» Exercise description
Each line of the listing must be transcribed exactly, except for the images, which should be excluded.

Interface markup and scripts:

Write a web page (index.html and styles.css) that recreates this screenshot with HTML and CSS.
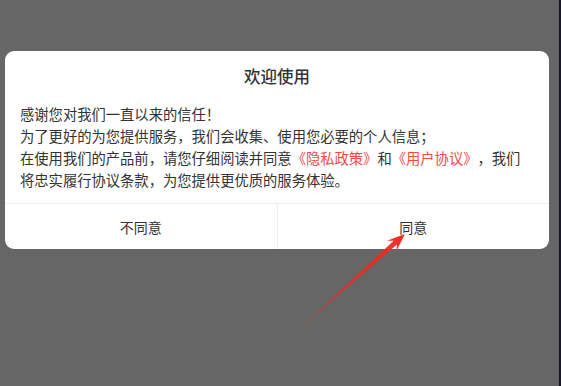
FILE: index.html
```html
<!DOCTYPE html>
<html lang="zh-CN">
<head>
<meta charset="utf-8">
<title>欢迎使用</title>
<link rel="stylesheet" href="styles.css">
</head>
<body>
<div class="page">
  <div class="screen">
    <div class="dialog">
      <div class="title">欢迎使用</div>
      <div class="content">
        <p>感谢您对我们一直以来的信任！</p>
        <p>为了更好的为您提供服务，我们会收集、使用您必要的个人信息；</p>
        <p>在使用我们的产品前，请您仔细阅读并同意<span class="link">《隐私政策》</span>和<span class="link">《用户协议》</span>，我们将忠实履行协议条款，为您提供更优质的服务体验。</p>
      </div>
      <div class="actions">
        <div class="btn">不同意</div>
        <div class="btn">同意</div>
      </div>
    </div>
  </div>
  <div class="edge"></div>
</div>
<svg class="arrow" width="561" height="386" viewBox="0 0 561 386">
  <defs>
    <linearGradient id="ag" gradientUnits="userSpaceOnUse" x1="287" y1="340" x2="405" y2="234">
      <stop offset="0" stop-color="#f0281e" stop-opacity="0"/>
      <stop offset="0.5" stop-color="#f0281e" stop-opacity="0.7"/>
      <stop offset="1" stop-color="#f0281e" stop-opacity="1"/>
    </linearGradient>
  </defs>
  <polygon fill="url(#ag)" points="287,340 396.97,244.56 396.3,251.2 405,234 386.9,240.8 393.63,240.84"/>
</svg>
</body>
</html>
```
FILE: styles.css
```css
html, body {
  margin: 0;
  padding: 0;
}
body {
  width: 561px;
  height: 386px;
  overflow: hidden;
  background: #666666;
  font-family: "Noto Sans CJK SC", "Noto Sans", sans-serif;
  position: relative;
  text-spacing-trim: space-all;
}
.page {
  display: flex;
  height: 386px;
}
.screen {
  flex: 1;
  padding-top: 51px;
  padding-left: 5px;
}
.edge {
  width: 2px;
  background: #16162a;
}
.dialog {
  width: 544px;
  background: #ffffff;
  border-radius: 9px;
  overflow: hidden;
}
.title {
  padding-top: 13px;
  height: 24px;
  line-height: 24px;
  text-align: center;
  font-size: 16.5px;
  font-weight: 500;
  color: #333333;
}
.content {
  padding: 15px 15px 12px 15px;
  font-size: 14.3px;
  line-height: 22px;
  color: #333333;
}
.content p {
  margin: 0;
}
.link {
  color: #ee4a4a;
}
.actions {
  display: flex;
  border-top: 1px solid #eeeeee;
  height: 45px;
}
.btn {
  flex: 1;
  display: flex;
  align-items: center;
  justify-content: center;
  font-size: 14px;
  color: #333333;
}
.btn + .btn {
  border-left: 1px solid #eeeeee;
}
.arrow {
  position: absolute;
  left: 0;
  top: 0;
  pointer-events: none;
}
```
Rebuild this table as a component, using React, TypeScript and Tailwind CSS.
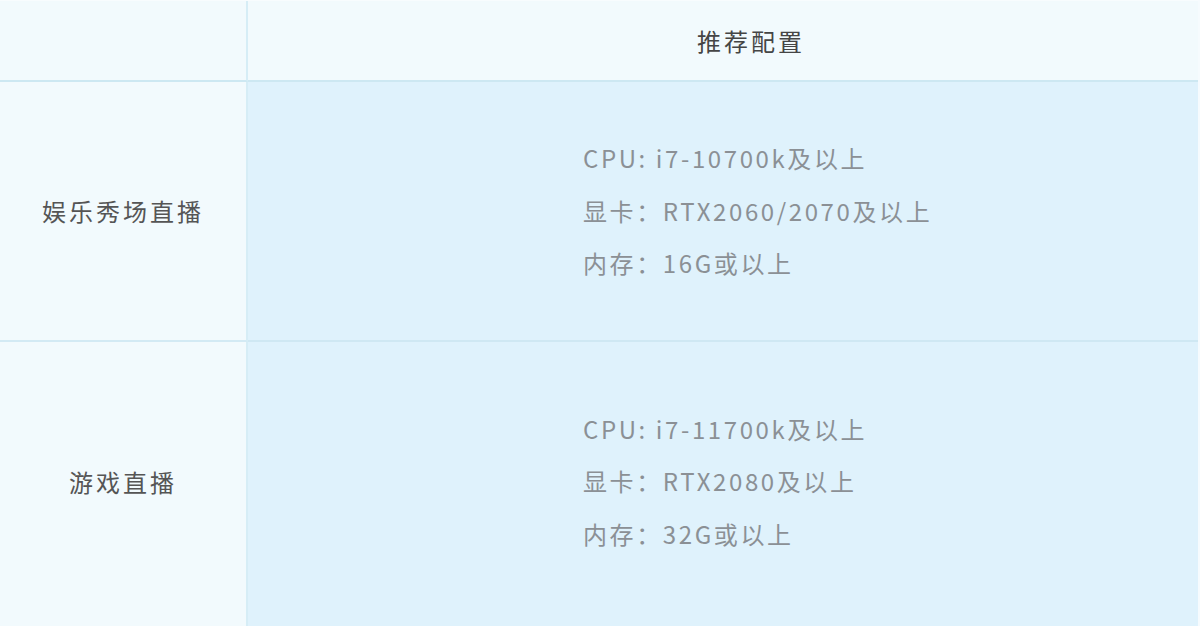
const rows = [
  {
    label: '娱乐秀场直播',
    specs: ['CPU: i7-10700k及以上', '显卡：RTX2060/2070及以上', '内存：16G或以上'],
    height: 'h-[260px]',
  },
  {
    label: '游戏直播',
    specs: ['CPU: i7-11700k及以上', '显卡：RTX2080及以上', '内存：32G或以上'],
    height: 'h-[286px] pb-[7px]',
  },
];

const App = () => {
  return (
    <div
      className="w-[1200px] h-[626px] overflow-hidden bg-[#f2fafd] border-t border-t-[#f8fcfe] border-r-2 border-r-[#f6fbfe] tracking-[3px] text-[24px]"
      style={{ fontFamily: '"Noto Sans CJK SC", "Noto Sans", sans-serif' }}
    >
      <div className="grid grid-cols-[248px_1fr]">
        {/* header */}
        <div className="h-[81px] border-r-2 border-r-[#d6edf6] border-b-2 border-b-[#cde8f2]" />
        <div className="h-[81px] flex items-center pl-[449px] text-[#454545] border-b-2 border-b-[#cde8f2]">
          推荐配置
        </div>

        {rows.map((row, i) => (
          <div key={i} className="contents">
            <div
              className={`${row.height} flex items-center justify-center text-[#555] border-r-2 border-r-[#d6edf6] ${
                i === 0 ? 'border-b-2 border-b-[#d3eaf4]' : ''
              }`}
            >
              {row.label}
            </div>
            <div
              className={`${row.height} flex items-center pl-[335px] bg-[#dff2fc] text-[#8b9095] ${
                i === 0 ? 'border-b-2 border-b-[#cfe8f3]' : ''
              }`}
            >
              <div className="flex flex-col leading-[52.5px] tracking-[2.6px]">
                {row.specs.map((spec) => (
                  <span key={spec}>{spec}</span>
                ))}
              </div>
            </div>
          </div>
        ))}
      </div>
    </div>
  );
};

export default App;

» Answer in full
Write a web page (index.html and styles.css) that recreates this screenshot with HTML and CSS.
FILE: index.html
```html
<!DOCTYPE html>
<html lang="zh-CN">
<head>
<meta charset="utf-8">
<title>欢迎使用</title>
<link rel="stylesheet" href="styles.css">
</head>
<body>
<div class="page">
  <div class="screen">
    <div class="dialog">
      <div class="title">欢迎使用</div>
      <div class="content">
        <p>感谢您对我们一直以来的信任！</p>
        <p>为了更好的为您提供服务，我们会收集、使用您必要的个人信息；</p>
        <p>在使用我们的产品前，请您仔细阅读并同意<span class="link">《隐私政策》</span>和<span class="link">《用户协议》</span>，我们将忠实履行协议条款，为您提供更优质的服务体验。</p>
      </div>
      <div class="actions">
        <div class="btn">不同意</div>
        <div class="btn">同意</div>
      </div>
    </div>
  </div>
  <div class="edge"></div>
</div>
<svg class="arrow" width="561" height="386" viewBox="0 0 561 386">
  <defs>
    <linearGradient id="ag" gradientUnits="userSpaceOnUse" x1="287" y1="340" x2="405" y2="234">
      <stop offset="0" stop-color="#f0281e" stop-opacity="0"/>
      <stop offset="0.5" stop-color="#f0281e" stop-opacity="0.7"/>
      <stop offset="1" stop-color="#f0281e" stop-opacity="1"/>
    </linearGradient>
  </defs>
  <polygon fill="url(#ag)" points="287,340 396.97,244.56 396.3,251.2 405,234 386.9,240.8 393.63,240.84"/>
</svg>
</body>
</html>
```
FILE: styles.css
```css
html, body {
  margin: 0;
  padding: 0;
}
body {
  width: 561px;
  height: 386px;
  overflow: hidden;
  background: #666666;
  font-family: "Noto Sans CJK SC", "Noto Sans", sans-serif;
  position: relative;
  text-spacing-trim: space-all;
}
.page {
  display: flex;
  height: 386px;
}
.screen {
  flex: 1;
  padding-top: 51px;
  padding-left: 5px;
}
.edge {
  width: 2px;
  background: #16162a;
}
.dialog {
  width: 544px;
  background: #ffffff;
  border-radius: 9px;
  overflow: hidden;
}
.title {
  padding-top: 13px;
  height: 24px;
  line-height: 24px;
  text-align: center;
  font-size: 16.5px;
  font-weight: 500;
  color: #333333;
}
.content {
  padding: 15px 15px 12px 15px;
  font-size: 14.3px;
  line-height: 22px;
  color: #333333;
}
.content p {
  margin: 0;
}
.link {
  color: #ee4a4a;
}
.actions {
  display: flex;
  border-top: 1px solid #eeeeee;
  height: 45px;
}
.btn {
  flex: 1;
  display: flex;
  align-items: center;
  justify-content: center;
  font-size: 14px;
  color: #333333;
}
.btn + .btn {
  border-left: 1px solid #eeeeee;
}
.arrow {
  position: absolute;
  left: 0;
  top: 0;
  pointer-events: none;
}
```
Rebuild this table as a component, using React, TypeScript and Tailwind CSS.
const rows = [
  {
    label: '娱乐秀场直播',
    specs: ['CPU: i7-10700k及以上', '显卡：RTX2060/2070及以上', '内存：16G或以上'],
    height: 'h-[260px]',
  },
  {
    label: '游戏直播',
    specs: ['CPU: i7-11700k及以上', '显卡：RTX2080及以上', '内存：32G或以上'],
    height: 'h-[286px] pb-[7px]',
  },
];

const App = () => {
  return (
    <div
      className="w-[1200px] h-[626px] overflow-hidden bg-[#f2fafd] border-t border-t-[#f8fcfe] border-r-2 border-r-[#f6fbfe] tracking-[3px] text-[24px]"
      style={{ fontFamily: '"Noto Sans CJK SC", "Noto Sans", sans-serif' }}
    >
      <div className="grid grid-cols-[248px_1fr]">
        {/* header */}
        <div className="h-[81px] border-r-2 border-r-[#d6edf6] border-b-2 border-b-[#cde8f2]" />
        <div className="h-[81px] flex items-center pl-[449px] text-[#454545] border-b-2 border-b-[#cde8f2]">
          推荐配置
        </div>

        {rows.map((row, i) => (
          <div key={i} className="contents">
            <div
              className={`${row.height} flex items-center justify-center text-[#555] border-r-2 border-r-[#d6edf6] ${
                i === 0 ? 'border-b-2 border-b-[#d3eaf4]' : ''
              }`}
            >
              {row.label}
            </div>
            <div
              className={`${row.height} flex items-center pl-[335px] bg-[#dff2fc] text-[#8b9095] ${
                i === 0 ? 'border-b-2 border-b-[#cfe8f3]' : ''
              }`}
            >
              <div className="flex flex-col leading-[52.5px] tracking-[2.6px]">
                {row.specs.map((spec) => (
                  <span key={spec}>{spec}</span>
                ))}
              </div>
            </div>
          </div>
        ))}
      </div>
    </div>
  );
};

export default App;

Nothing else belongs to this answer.